Jusqu’à une époque récente la pratique du silence et de l’arrangement était de mise pour les délits et crimes sexuels : on soupirait fort devant l’incapacité du clerc à se contenir et puis on trouvait une solution pour ne pas écorner trop l’autorité de l’Église, qui se devait d’apparaître toujours virginale et pure, comme si Jésus n’aimait que des créatures sans failles et sans défauts… Et puis nous nous sommes décidés à accepter d’écouter ceux que nous trouvions suspects par principe : psychologues, psychiatres, sociologues, ainsi que les victimes qu’ils essayaient de soutenir. L’insistance de ces victimes a d’abord agacé. Les mêmes qui soupiraient devant les pulsions incontrôlées de leurs confrères, s’exaspérèrent de ces cris que rien ne parvenaient à faire taire : ni les appels à la conversion, ni les menaces, ni les discours « raisonnables »… Et puis il y eut la Ciase. Sans pour autant éviter que quelques quarterons de défenseurs auto-proclamés de l’institution ne jugent bons de chercher à en discréditer le rapport et les conclusions.
La question lourde des abus de pouvoirs
Nous voici désormais avec la question lourde des abus de pouvoirs. Ils sont réels : le nombre de personnes qui évoquent avoir souffert dans leurs paroisses, leurs communautés, leurs diocèses, d’évêques, de prêtres et de responsables est sans doute d’un ordre de grandeur terrifiant. Cela ne veut pas dire que tel ou tel corps soit, en soit, pire qu’un autre mais que l’exercice de la responsabilité doit être repensé, revu et réformé. Qu’au Moyen Âge, ceux qui avaient la capacité de lire et d’écrire, qui détenaient ainsi les clés du savoir, puissent du même coup exercer dans la communauté humaine une responsabilité forte et sans beaucoup de contrepouvoir peut aisément se comprendre. Ce qui m’interroge, c’est de voir qu’il nous est encore assez naturel à nous, clercs, de penser que cela va aujourd’hui de soi. Que le fait d’avoir reçu l’onction sacerdotale, ou épiscopale, suffit à justifier de prendre toutes sortes de décisions sans que puisse s’exercer un véritable contrepouvoir autre que des conseils qui n’ont rien de coercitifs et où, la plupart du temps, la volonté du chef est appliquée sans sourciller.
Le moment de nous parler comme on le fait en famille, non en laissant la parole à ceux que l’on respecte le plus mais en laissant chacun s’exprimer, forts de la certitude que la parole du plus humble aura au moins l’autorité que l’on reconnaît d’emblée au puissant.
Comment éviter alors que celui qui commande ne devienne vite incapable d’entendre et de recevoir une parole autre que la sienne avec, chez certains, les risques d’une vraie dérive morale ? C’est ce qu’exprimait le père François de Foucauld dans sa tribune devenue connue de tous en démontrant le processus de mise sur la touche et d’élimination du jeu de celui dont la voix perturbe les règles tacitement admises.

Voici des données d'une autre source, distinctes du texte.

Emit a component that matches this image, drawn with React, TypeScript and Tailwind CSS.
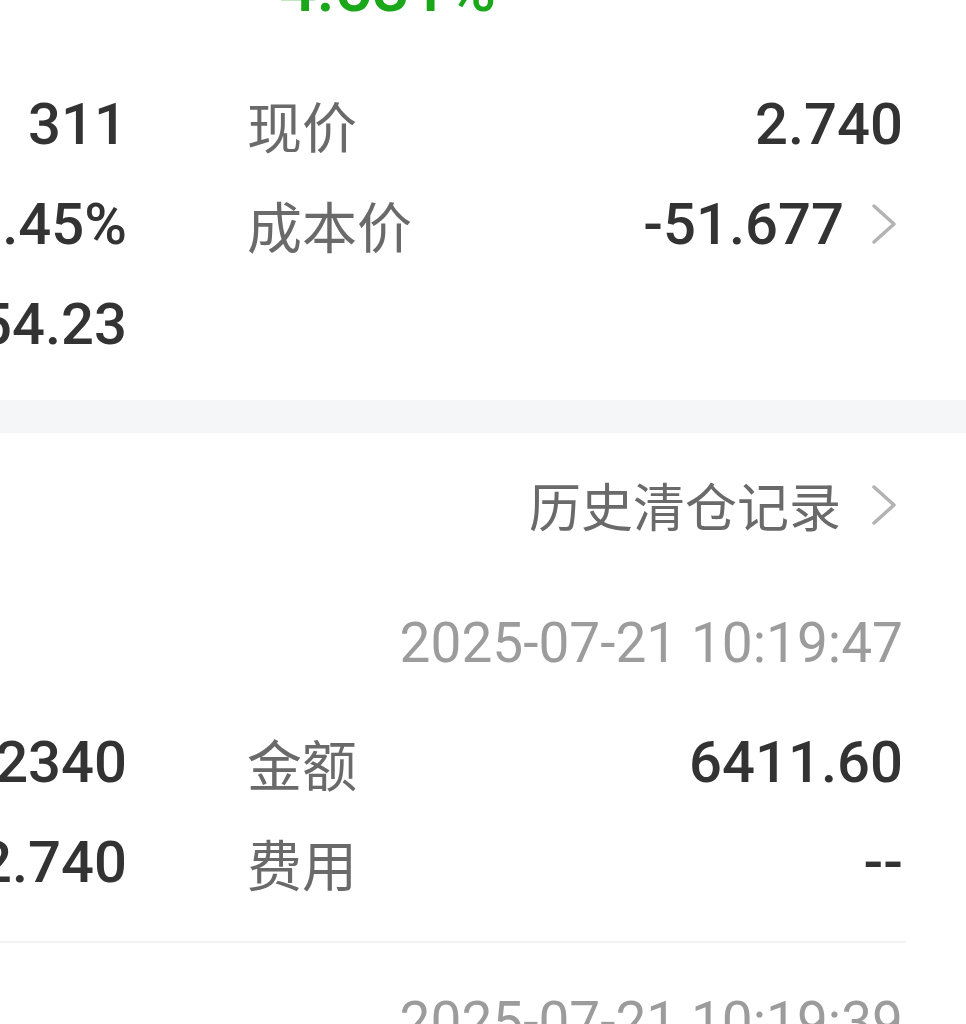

C’est ce qui explique aussi le départ silencieux de bien des baptisés qui n’acceptent pas d’être ainsi infantilisés dans leur vie de foi par des hommes auxquels ils reconnaissent d’autres compétences que celles dont ces derniers se réclament.
L’appel à la synodalité
Sans nier l’importance que chacun assume les responsabilités de ses actes ou de ses décisions, il est urgent de crier « halte au feu ». Car rien ne se réglera dans la recherche de boucs émissaires. L’appel à la synodalité est sans doute le moment de mettre à plat un certain nombre de systèmes pervers. Le moment de nous parler comme on le fait en famille, non en laissant la parole à ceux que l’on respecte le plus mais en laissant chacun s’exprimer, forts de la certitude que la parole du plus humble aura au moins l’autorité que l’on reconnaît d’emblée au puissant.
Bien malin qui pourra dire ce qu’il en sortira : l’Esprit seul peut nous guider. Cet Esprit dont il nous est dit que nous ne savons jamais complètement d’où il vient et où il va mais dont nous expérimentons au quotidien qu’il est la seule réponse aux violences de ce monde. À condition toutefois de nous laisser porter par lui sans déterminer d’avance le chemin qu’il doit emprunter.